No Central Issuer or Authority
No foundation, no pre-mine, no upgrade authority. Protocol changes require community consensus across independent client implementations. There is no entity that can alter supply, freeze accounts, or redirect funds. This matches Bitcoin's commodity profile exactly.
Proof-of-Work Makes Censorship Costly
PoW consensus makes transaction censorship economically prohibitive, not just technically difficult. An attacker must accumulate and sustain more hashrate than the entire honest mining network, continuously and at their own cost. This is the gold standard for settlement finality.
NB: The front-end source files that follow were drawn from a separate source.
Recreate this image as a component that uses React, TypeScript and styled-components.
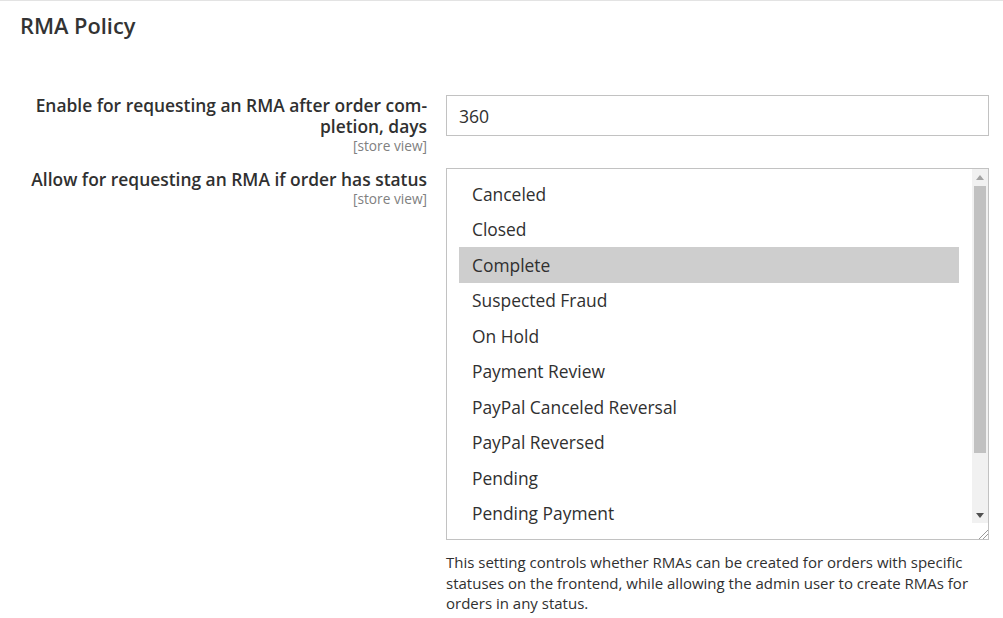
import React from "react";
import styled, { createGlobalStyle } from "styled-components";

const GlobalStyle = createGlobalStyle`
  html, body {
    margin: 0;
    padding: 0;
    background: #ffffff;
  }
  body {
    font-family: "Open Sans", "Noto Sans", sans-serif;
    color: #303030;
  }
`;

const Section = styled.section`
  border-top: 1px solid #e3e3e3;
  padding: 12px 15px 0 20px;
`;

const Title = styled.h2`
  margin: 0;
  font-size: 21.8px;
  line-height: 26px;
  font-weight: 600;
  color: #333333;
`;

const Rows = styled.div`
  display: flex;
  flex-direction: column;
  gap: 13px;
  margin-top: 56px;
`;

const Row = styled.div`
  display: grid;
  grid-template-columns: 407px 543px;
  column-gap: 19px;
  align-items: start;
`;

const Label = styled.label<{ $offset?: number }>`
  display: flex;
  flex-direction: column;
  align-items: flex-end;
  text-align: right;
  font-size: 17.4px;
  line-height: 21px;
  font-weight: 600;
  color: #303030;
  padding-top: ${(p) => p.$offset ?? 0}px;
`;

const Scope = styled.span`
  font-size: 13.7px;
  line-height: 18px;
  font-weight: 400;
  color: #808080;
`;

const Field = styled.div`
  display: flex;
  flex-direction: column;
`;

const TextInput = styled.input`
  box-sizing: border-box;
  width: 100%;
  height: 41px;
  margin: 0;
  padding: 0 12px;
  border: 1px solid #c2c2c2;
  border-radius: 0;
  font-family: inherit;
  font-size: 17.6px;
  color: #303030;
  outline: none;
`;

const ListBox = styled.div`
  box-sizing: border-box;
  display: flex;
  height: 372px;
  border: 1px solid #c2c2c2;
  background: #ffffff;
`;

const Options = styled.ul`
  flex: 1;
  margin: 0;
  padding: 7px 13px 0 12px;
  list-style: none;
  overflow: hidden;
`;

const Option = styled.li<{ $selected?: boolean }>`
  height: 35.5px;
  display: flex;
  align-items: center;
  padding-left: 13px;
  font-size: 17.4px;
  color: #303030;
  background: ${(p) => (p.$selected ? "#cecece" : "transparent")};
`;

const ScrollBar = styled.div`
  width: 16px;
  display: flex;
  flex-direction: column;
  background: #f1f1f1;
`;

const ArrowButton = styled.div`
  height: 16px;
  display: flex;
  align-items: center;
  justify-content: center;
`;

const Track = styled.div`
  flex: 1;
  display: flex;
  flex-direction: column;
  padding: 1px 2px 0;
`;

const Thumb = styled.div`
  height: 267px;
  background: #c1c1c1;
`;

const Resizer = styled.div`
  height: 16px;
  background: #ffffff;
  display: flex;
  align-items: flex-end;
  justify-content: flex-end;
`;

const Note = styled.p`
  margin: 12px 0 0;
  font-size: 15px;
  line-height: 20.5px;
  color: #303030;
`;

const statuses = [
  "Canceled",
  "Closed",
  "Complete",
  "Suspected Fraud",
  "On Hold",
  "Payment Review",
  "PayPal Canceled Reversal",
  "PayPal Reversed",
  "Pending",
  "Pending Payment",
];

export default function App() {
  return (
    <>
      <GlobalStyle />
      <Section>
        <Title>RMA Policy</Title>
        <Rows>
          <Row>
            <Label>
              <span>Enable for requesting an RMA after order com{"\u00AD"}pletion, days</span>
              <Scope>[store view]</Scope>
            </Label>
            <Field>
              <TextInput defaultValue="360" />
            </Field>
          </Row>
          <Row>
            <Label $offset={1}>
              <span>Allow for requesting an RMA if order has status</span>
              <Scope>[store view]</Scope>
            </Label>
            <Field>
              <ListBox>
                <Options>
                  {statuses.map((s) => (
                    <Option key={s} $selected={s === "Complete"}>
                      {s}
                    </Option>
                  ))}
                </Options>
                <ScrollBar>
                  <ArrowButton>
                    <svg width="8" height="5" viewBox="0 0 8 5">
                      <polygon points="0,5 8,5 4,0" fill="#a3a3a3" />
                    </svg>
                  </ArrowButton>
                  <Track>
                    <Thumb />
                  </Track>
                  <ArrowButton>
                    <svg width="8" height="5" viewBox="0 0 8 5">
                      <polygon points="0,0 8,0 4,5" fill="#505050" />
                    </svg>
                  </ArrowButton>
                  <Resizer>
                    <svg width="10" height="10" viewBox="0 0 10 10">
                      <line x1="1" y1="10" x2="10" y2="1" stroke="#9a9a9a" strokeWidth="1" />
                      <line x1="5" y1="10" x2="10" y2="5" stroke="#9a9a9a" strokeWidth="1" />
                    </svg>
                  </Resizer>
                </ScrollBar>
              </ListBox>
              <Note>
                This setting controls whether RMAs can be created for orders with specific
                statuses on the frontend, while allowing the admin user to create RMAs for
                orders in any status.
              </Note>
            </Field>
          </Row>
        </Rows>
      </Section>
    </>
  );
}
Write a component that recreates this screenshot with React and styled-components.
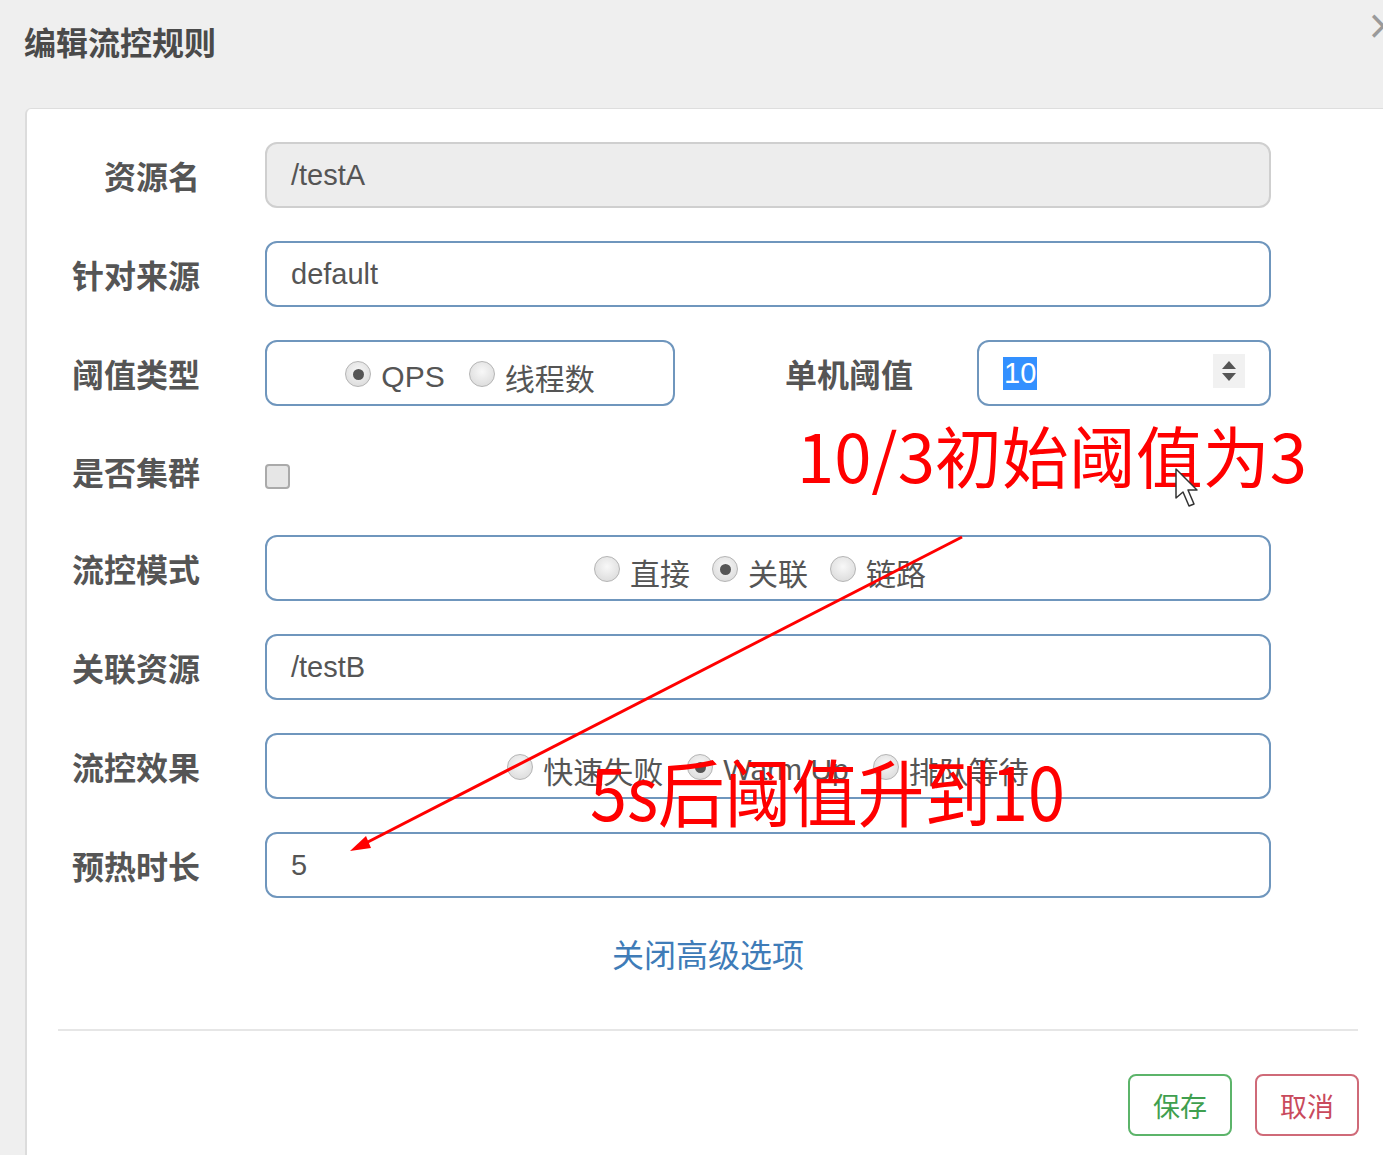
import React from 'react'
import styled, { createGlobalStyle } from 'styled-components'

const GlobalStyle = createGlobalStyle`
  body {
    margin: 0;
    background: #efefef;
    font-family: "Liberation Sans", "Noto Sans CJK SC", sans-serif;
  }
`

const Page = styled.div`
  position: relative;
  width: 1383px;
  height: 1155px;
  overflow: hidden;
`

const Header = styled.div`
  height: 108px;
  display: flex;
  justify-content: space-between;
  align-items: flex-start;
  box-sizing: border-box;
  padding: 20px 0 0 24px;
`

const Title = styled.h4`
  margin: 0;
  font-family: "Noto Sans CJK SC", sans-serif;
  font-size: 32px;
  font-weight: 700;
  color: #4a4a4a;
  line-height: 42px;
`

const Close = styled.span`
  margin: -18px -17px 0 0;
  font-size: 40px;
  color: #9a9a9a;
  font-family: "DejaVu Sans", sans-serif;
`

const Card = styled.div`
  margin-left: 25px;
  min-height: 1100px;
  background: #fff;
  border-left: 2px solid #dcdcdc;
  border-top: 1px solid #dedede;
  border-top-left-radius: 6px;
`

const Form = styled.div`
  display: flex;
  flex-direction: column;
  gap: 33px;
  padding: 33px 112px 0 0;
`

const Row = styled.div`
  display: grid;
  grid-template-columns: 172px 1fr;
  column-gap: 66px;
  align-items: center;
  height: ${p => p.$h || 66}px;
`

const Label = styled.label`
  text-align: right;
  font-family: "Noto Sans CJK SC", sans-serif;
  font-size: 32px;
  font-weight: 700;
  color: #555;
  white-space: nowrap;
  margin-right: -1px;
`

const Box = styled.div`
  box-sizing: border-box;
  height: 66px;
  width: ${p => p.$w || '100%'};
  border: 2px solid ${p => (p.$disabled ? '#cfcfcf' : '#6f96bd')};
  border-radius: 12px;
  background: ${p => (p.$disabled ? '#ededed' : '#fff')};
  display: flex;
  align-items: center;
  justify-content: ${p => (p.$center ? 'center' : 'flex-start')};
  padding: ${p => (p.$center ? '8px 24px 0' : '0 24px')};
  padding-right: ${p => p.$pr || 24}px;
  font-size: 29px;
  color: #555;
  gap: ${p => p.$gap || 24}px;
`

const Split = styled.div`
  display: flex;
  align-items: center;
`

const SubLabel = styled(Label)`
  flex: 1;
  margin-right: 64px;
`

const RadioItem = styled.span`
  display: inline-flex;
  align-items: center;
  gap: 10px;
  font-family: "Liberation Sans", "Noto Sans CJK SC", sans-serif;
  font-size: 30px;
  color: #555;
`

const RadioDot = styled.span`
  box-sizing: border-box;
  width: 26px;
  height: 26px;
  border-radius: 50%;
  border: 1px solid #b4b4b4;
  background: radial-gradient(circle at 50% 40%, #f8f8f8, #d6d6d6);
  display: inline-flex;
  align-items: center;
  justify-content: center;
  margin-top: -6px;
  &::after {
    content: '';
    width: 11px;
    height: 11px;
    border-radius: 50%;
    background: ${p => (p.$on ? '#555' : 'transparent')};
  }
`

const Check = styled.span`
  box-sizing: border-box;
  width: 25px;
  height: 25px;
  margin-top: 12px;
  border: 2px solid #aaa;
  border-radius: 4px;
  background: #e6e6e6;
`

const Selected = styled.span`
  background: #3390ff;
  color: #fff;
  padding: 0 1px;
`

const Spinner = styled.span`
  margin-left: auto;
  width: 32px;
  height: 34px;
  margin-top: -4px;
  background: #f1f1f1;
  display: flex;
  flex-direction: column;
  align-items: center;
  justify-content: center;
  gap: 4px;
`

const Tri = styled.span`
  width: 0;
  height: 0;
  border-left: 7px solid transparent;
  border-right: 7px solid transparent;
  ${p => (p.$down ? 'border-top: 8px solid #555;' : 'border-bottom: 8px solid #555;')}
`

const Toggle = styled.div`
  text-align: center;
  margin-top: 34px;
  padding-left: 6px;
  font-family: "Noto Sans CJK SC", sans-serif;
  font-size: 32px;
  color: #3f7cb8;
  line-height: 42px;
`

const Divider = styled.hr`
  border: none;
  border-top: 2px solid #e6e6e6;
  margin: 55px 25px 0 31px;
`

const Footer = styled.div`
  display: flex;
  justify-content: flex-end;
  gap: 23px;
  padding: 43px 24px 0 0;
`

const Btn = styled.button`
  width: 104px;
  height: 62px;
  background: #fff;
  border: 2px solid ${p => p.$c};
  color: ${p => p.$t};
  border-radius: 8px;
  font-family: "Noto Sans CJK SC", sans-serif;
  font-size: 27px;
`

const Note = styled.div`
  position: absolute;
  left: ${p => p.$x}px;
  top: ${p => p.$y}px;
  font-family: "Noto Sans CJK SC", sans-serif;
  font-size: ${p => p.$s}px;
  line-height: 1;
  color: #ff0000;
  white-space: nowrap;
  transform-origin: left top;
  transform: scaleX(${p => p.$sx || 1});
`

const Overlay = styled.svg`
  position: absolute;
  left: 0;
  top: 0;
  pointer-events: none;
`

const Radio = ({ on, children }) => (
  <RadioItem>
    <RadioDot $on={on} />
    {children}
  </RadioItem>
)

export default function App() {
  return (
    <Page>
      <GlobalStyle />
      <Header>
        <Title>编辑流控规则</Title>
        <Close>×</Close>
      </Header>
      <Card>
        <Form>
          <Row>
            <Label>资源名</Label>
            <Box $disabled>/testA</Box>
          </Row>
          <Row>
            <Label>针对来源</Label>
            <Box>default</Box>
          </Row>
          <Row>
            <Label>阈值类型</Label>
            <Split>
              <Box $w="410px" $center>
                <Radio on>QPS</Radio>
                <Radio>线程数</Radio>
              </Box>
              <SubLabel>单机阈值</SubLabel>
              <Box $w="294px">
                <Selected>10</Selected>
                <Spinner>
                  <Tri />
                  <Tri $down />
                </Spinner>
              </Box>
            </Split>
          </Row>
          <Row $h={63}>
            <Label>是否集群</Label>
            <Check />
          </Row>
          <Row>
            <Label>流控模式</Label>
            <Box $center $gap={22} $pr={40}>
              <Radio>直接</Radio>
              <Radio on>关联</Radio>
              <Radio>链路</Radio>
            </Box>
          </Row>
          <Row>
            <Label>关联资源</Label>
            <Box>/testB</Box>
          </Row>
          <Row>
            <Label>流控效果</Label>
            <Box $center>
              <Radio>快速失败</Radio>
              <Radio on>Warm Up</Radio>
              <Radio>排队等待</Radio>
            </Box>
          </Row>
          <Row>
            <Label>预热时长</Label>
            <Box>5</Box>
          </Row>
        </Form>
        <Toggle>关闭高级选项</Toggle>
        <Divider />
        <Footer>
          <Btn $c="#5cb46a" $t="#3f9f4f">保存</Btn>
          <Btn $c="#cf6a78" $t="#c94a5c">取消</Btn>
        </Footer>
      </Card>

      <Note $x={797} $y={420} $s={67} $sx={1}>10/3初始阈值为3</Note>
      <Note $x={590} $y={753} $s={73} $sx={0.912}>5s后阈值升到10</Note>

      <Overlay width="1383" height="1155" viewBox="0 0 1383 1155">
        <line x1="962" y1="537" x2="362" y2="845" stroke="#ff0000" strokeWidth="3" />
        <polygon points="350,851 366,836 371,848" fill="#ff0000" />
        <path
          d="M1176 469 L1176 498 L1183 492 L1189 506 L1194 504 L1188 490 L1197 490 Z"
          fill="#fff"
          stroke="#333"
          strokeWidth="1.5"
          strokeLinejoin="round"
        />
      </Overlay>
    </Page>
  )
}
Permissionless Mining Infrastructure
GPU mining hardware is available at retail electronics stores globally. ASIC manufacturers have produced ETC-specific hardware for institutional deployments. Any entity in any jurisdiction can participate in network security, with true permissionless access at every scale.
The Architecture That Matters
The distinction that matters to regulated asset custodians is between the protocol layer and the application layer. ETC's protocol layer is the immutable rail — it processes transactions as submitted, with no ability for any party to override, pause, or reverse execution. Regulated tokens — stablecoins, tokenized securities, compliance-gated instruments — implement freeze, pause, and blacklist controls at the application layer, in their own smart contracts, as required by their regulators. The rail itself stays neutral.
The internet works the same way. TCP/IP does not inspect packet content, does not block websites, and does not enforce jurisdiction-specific rules. Compliance happens at the application layer — in the services, platforms, and institutions that run on top of the protocol. The infrastructure is neutral; the applications are regulated. Regulated finance built on ETC follows the same architecture: compliance logic in the token, settlement guarantee in the network.
“Code is Law” is not just a philosophy — it is the operational guarantee that the rail will not change under the issuer's feet. ETC provides that guarantee. Regulated issuers provide the compliance controls on top.